Here, star chef Susan Feniger shares five tips for being a good boss.

Chef Susan Feniger
Credit: © Border Grill

F&W's #FOODWINEWOMEN series spotlights top women in food and drink in collaboration with Toklas Society. Follow the hashtag on Twitter (@foodandwine). Here, star chef Susan Feniger shares five tips for being a good boss.

Who: Susan Feniger
What: Chef, restaurateur, cookbook author and Top Chef Masters alum
Where: Border Grill and Mud Hen Tavern; @SusanFeniger

There’s nothing more important to me in this business than connecting with the people who work for us. The thing is, the restaurant biz is all about people. Clearly creative, delicious food is a huge part, but the people coming to our restaurants and the people working with us side by side create the dining experience. I believe if the team in the kitchen and in the front work scared, feeling not respected, not heard—if they get yelled at and treated like they aren’t important and don’t have a voice, then the way they put out the food and the way the guests get treated will reflect this. My motto has always been that I believe people want to do a great job. Of course there are the exceptions to that, but in general, I really do feel this way. So, if I am there for each person, with an open door and open heart, willing to get involved, the customer’s experience will be elevated, and personally I feel fulfilled and satisfied. To me, being in the business has always been about learning and growing—about food, about our environment, about people. No matter whether it’s a dishwasher, a server, a prep cook, a GM, a COO—everyone has a voice with important things to say. If I am able, as an owner, to participate with the team, be a part of their spirit, give and get back from them, it’s incredibly rewarding. To me, life is about sharing in this spirit. The ups and downs, highs and lows, the involvement with the people who work with me, is something very special and makes up my amazing restaurant family. I can’t imagine another job as fulfilling as this one has been the last 35 years. That, I think, is unbelievable to be able to say.

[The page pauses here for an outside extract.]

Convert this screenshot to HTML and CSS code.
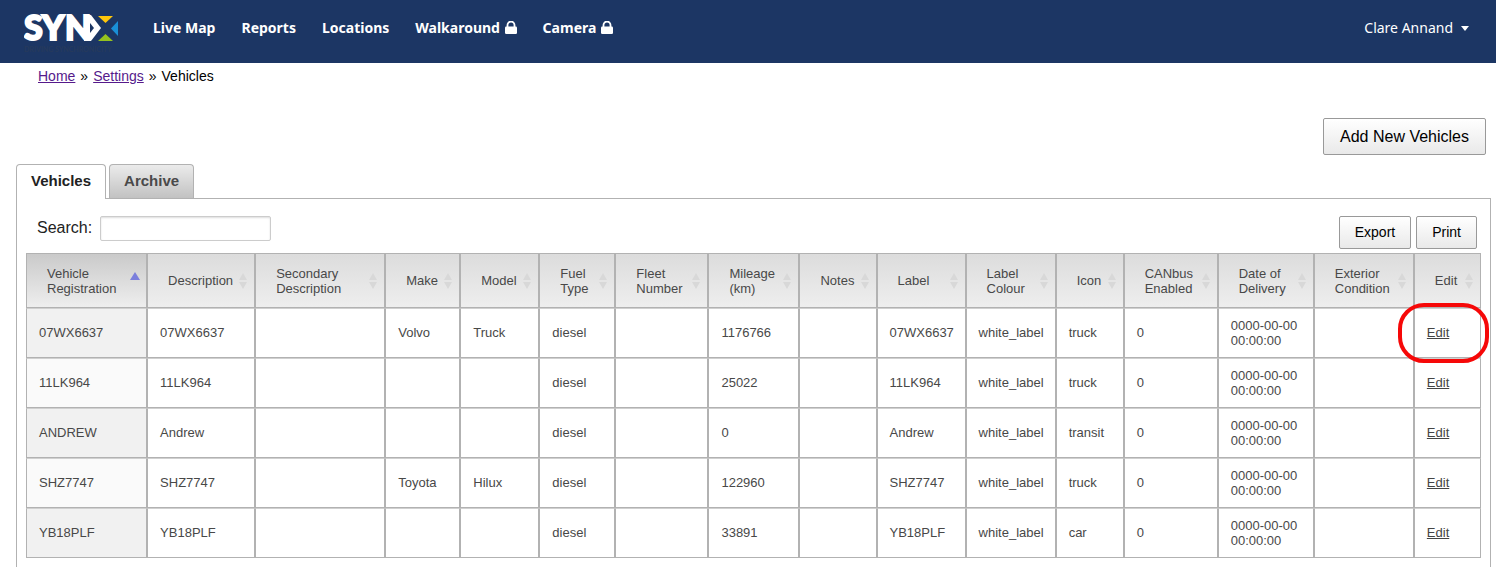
FILE: index.html
```html
<!DOCTYPE html>
<html lang="en">
<head>
<meta charset="utf-8">
<title>Vehicles</title>
<link rel="stylesheet" href="styles.css">
</head>
<body>
<header class="topbar">
  <a class="logo" href="#" aria-label="SYNX">
    <svg width="98" height="63" viewBox="0 0 98 63">
      <text class="logo-word" x="0 18 41" y="40">SYN</text>
      <path fill="#fff" d="M60 15H67L77 28L67 41H60Z"/>
      <path fill="#1c3664" d="M66 23L70 28L66 33Z"/>
      <path fill="#fdc60b" d="M74 16H89L81.500 23Z"/>
      <path fill="#1a8fd6" d="M94 21V36L87 28.500Z"/>
      <path fill="#94c11f" d="M74 41H89L81.500 34Z"/>
      <text class="logo-tag" x="0" y="52">DRIVING SYNCHRONICITY</text>
    </svg>
  </a>
  <nav class="nav">
    <a href="#">Live Map</a>
    <a href="#">Reports</a>
    <a href="#">Locations</a>
    <a href="#">Walkaround <svg class="lock" viewBox="0 0 12 13"><path d="M2.500 6V4a3.500 3.500 0 0 1 7 0v2" fill="none" stroke="#fff" stroke-width="1.800"/><rect y="5.500" width="12" height="7.500" rx="1.200" fill="#fff"/></svg></a>
    <a href="#">Camera <svg class="lock" viewBox="0 0 12 13"><path d="M2.500 6V4a3.500 3.500 0 0 1 7 0v2" fill="none" stroke="#fff" stroke-width="1.800"/><rect y="5.500" width="12" height="7.500" rx="1.200" fill="#fff"/></svg></a>
  </nav>
  <button class="user" type="button">Clare Annand <span class="caret"></span></button>
</header>
<main class="page">
  <nav class="crumbs"><a href="#">Home</a><span>»</span><a href="#">Settings</a><span>»</span><span>Vehicles</span></nav>
  <div class="actions"><button class="btn btn-large" type="button">Add New Vehicles</button></div>
  <div class="tabs" role="tablist">
    <button class="tab tab-active" type="button" role="tab" aria-selected="true">Vehicles</button>
    <button class="tab" type="button" role="tab" aria-selected="false">Archive</button>
  </div>
  <section class="panel">
    <div class="toolbar">
      <label for="search">Search:</label>
      <input id="search" class="search" type="text">
      <div class="tools">
        <button class="btn" type="button">Export</button>
        <button class="btn" type="button">Print</button>
      </div>
    </div>
    <table class="grid">
      <colgroup>
        <col class="c-reg"><col class="c-desc"><col class="c-sec"><col class="c-make"><col class="c-model"><col class="c-fuel"><col class="c-fleet"><col class="c-mile"><col class="c-notes"><col class="c-label"><col class="c-colour"><col class="c-icon"><col class="c-can"><col class="c-date"><col class="c-ext"><col class="c-edit">
      </colgroup>
      <thead>
        <tr><th class="sorted">Vehicle Registration</th><th>Description</th><th>Secondary Description</th><th>Make</th><th>Model</th><th>Fuel Type</th><th>Fleet Number</th><th>Mileage (km)</th><th>Notes</th><th>Label</th><th>Label Colour</th><th>Icon</th><th>CANbus Enabled</th><th>Date of Delivery</th><th>Exterior Condition</th><th>Edit</th></tr>
      </thead>
      <tbody>
        <tr><td>07WX6637</td><td>07WX6637</td><td></td><td>Volvo</td><td>Truck</td><td>diesel</td><td></td><td>1176766</td><td></td><td>07WX6637</td><td>white_label</td><td>truck</td><td>0</td><td>0000-00-00 00:00:00</td><td></td><td class="marked"><a href="#">Edit</a></td></tr>
        <tr><td>11LK964</td><td>11LK964</td><td></td><td></td><td></td><td>diesel</td><td></td><td>25022</td><td></td><td>11LK964</td><td>white_label</td><td>truck</td><td>0</td><td>0000-00-00 00:00:00</td><td></td><td><a href="#">Edit</a></td></tr>
        <tr><td>ANDREW</td><td>Andrew</td><td></td><td></td><td></td><td>diesel</td><td></td><td>0</td><td></td><td>Andrew</td><td>white_label</td><td>transit</td><td>0</td><td>0000-00-00 00:00:00</td><td></td><td><a href="#">Edit</a></td></tr>
        <tr><td>SHZ7747</td><td>SHZ7747</td><td></td><td>Toyota</td><td>Hilux</td><td>diesel</td><td></td><td>122960</td><td></td><td>SHZ7747</td><td>white_label</td><td>truck</td><td>0</td><td>0000-00-00 00:00:00</td><td></td><td><a href="#">Edit</a></td></tr>
        <tr><td>YB18PLF</td><td>YB18PLF</td><td></td><td></td><td></td><td>diesel</td><td></td><td>33891</td><td></td><td>YB18PLF</td><td>white_label</td><td>car</td><td>0</td><td>0000-00-00 00:00:00</td><td></td><td><a href="#">Edit</a></td></tr>
      </tbody>
    </table>
  </section>
</main>
</body>
</html>
```
FILE: styles.css
```css
* { box-sizing: border-box; }
body { display: flex; flex-direction: column; min-height: 100vh; margin: 0; background: #fff; color: #222; font-family: "Liberation Sans", Arial, sans-serif; font-size: 14px; }
button, input { font-family: inherit; }

.topbar { display: flex; align-items: center; height: 63px; padding: 0 24px; background: #1c3664; font-family: "Noto Sans", "Open Sans", sans-serif; }
.logo { display: flex; width: 98px; margin-right: 31px; }
.logo-word { fill: #fff; stroke: #fff; stroke-width: 2px; font: 900 34px Lato, sans-serif; }
.logo-tag { fill: #263a5c; font: 700 7px Lato, sans-serif; }
.nav { display: flex; gap: 26px; flex: 1; padding-bottom: 7px; }
.nav a { color: #fff; font-size: 14px; font-weight: 700; line-height: 20px; text-decoration: none; white-space: nowrap; }
.lock { width: 12px; height: 13px; margin-left: 1px; vertical-align: -1px; }
.user { display: flex; align-items: center; gap: 8px; padding: 0 3px 7px 0; border: 0; background: none; color: #fff; font-family: inherit; font-size: 14px; line-height: 20px; }
.caret { border: 4px solid transparent; border-top: 5px solid #fff; border-bottom: 0; }

.page { display: flex; flex-direction: column; flex: 1; padding: 5px 5px 0 16px; }
.crumbs { display: flex; gap: 5px; padding-left: 22px; line-height: 16px; color: #000; }
.crumbs a { color: #551a8b; }
.actions { display: flex; justify-content: flex-end; padding: 34px 5px 9px 0; }

.btn { height: 33px; padding: 0 15px 2px; border: 1px solid #999; border-radius: 2px; background: linear-gradient(#fff, #e9e9e9); color: #000; font-size: 14px; }
.btn-large { height: 37px; padding: 0 16px; font-size: 16px; }

.tabs { display: flex; gap: 3px; }
.tab { height: 34px; padding: 0 14px 2px; border: 1px solid #b2b2b2; border-bottom: 0; border-radius: 4px 4px 0 0; background: linear-gradient(#ebebeb, #c2c2c2); color: #4a4a4a; font-size: 15px; font-weight: 700; }
.tab-active { height: 35px; margin-bottom: -1px; padding-bottom: 3px; background: #fff; color: #222; z-index: 1; }

.panel { flex: 1; padding: 17px 9px 8px; border: 1px solid #b2b2b2; border-bottom: 0; }
.toolbar { display: flex; align-items: flex-start; gap: 8px; padding: 0 4px 0 11px; }
.toolbar label { font-size: 16px; line-height: 24px; }
.search { width: 171px; height: 25px; border: 1px solid #ccc; border-radius: 2px; box-shadow: inset 0 1px 2px #ddd; }
.tools { display: flex; gap: 5px; margin: 0 0 4px auto; }

.grid { width: 100%; table-layout: fixed; border-collapse: separate; border-spacing: 0; color: #484848; font-size: 13px; line-height: 15px; }
.grid th, .grid td { border: 1px solid #b2b2b2; border-top-color: #d0d0d0; text-align: left; vertical-align: middle; }
.grid th { position: relative; height: 55px; padding: 0 18px 0 20px; border-top-color: #b2b2b2; background: linear-gradient(#dcdcdc, #eee); font-weight: 400; }
.grid td { height: 50px; padding: 0 10px 1px 12px; }
.grid th::before, .grid th::after { content: ""; position: absolute; right: 7px; border: 4px solid transparent; }
.grid th::before { top: 19px; border-top: 0; border-bottom: 7px solid #d8d8d8; }
.grid th::after { top: 28px; border-bottom: 0; border-top: 7px solid #d8d8d8; }
.grid .sorted { background: linear-gradient(#cacaca, #eee); }
.grid .sorted::before { right: 6px; top: 18px; border: 5px solid transparent; border-top: 0; border-bottom: 8px solid #7b7fdc; }
.grid .sorted::after { display: none; }
.grid td:first-child { background: #fafafa; }
.grid tr:nth-child(odd) td:first-child { background: #f1f1f1; }
.grid a { color: #444; }
.marked { position: relative; }
.marked::after { content: ""; position: absolute; z-index: 2; inset: -6px -9px -6px -17px; border: 4px solid #f60808; border-radius: 26px; pointer-events: none; }

.c-reg { width: 121px; } .c-desc { width: 108px; } .c-sec { width: 130px; } .c-make { width: 75px; }
.c-model { width: 79px; } .c-fuel { width: 76px; } .c-fleet { width: 93px; } .c-mile { width: 91px; }
.c-notes { width: 77px; } .c-label { width: 89px; } .c-colour { width: 90px; } .c-icon { width: 68px; }
.c-can { width: 94px; } .c-date { width: 96px; } .c-ext { width: 100px; } .c-edit { width: 67px; }
```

1. Be authentic. Your team feels this. They know if you are being real and honest with them.

2. Be a listener. Your team has their finger on the pulse of what’s going on not only internally with their team members, but with the guests and what they want and need. Don’t think you know it all; you don’t.

3. Be respectful. Whether it’s the COO, CEO, GM, dishwasher, line cooks, executive chef, everyone is part of this team, part of the success. Without each one of these people and all the rest, we’d be nowhere. Together, they make your strength.

4. Communicate. It’s important to let people know what’s going on, both the good and the bad. Be aware of the right time and place to do this. If you need to communicate issues, do it privately and respectfully.

5. Be hardworking. I have always wanted to set the example of how I want our team to work. So if it’s for managers, I want them to see me in the restaurants, hands on, whether it’s bussing, cutting onions, talking to customers. I believe it comes from the top down: how we work, our attitude, our philosophy.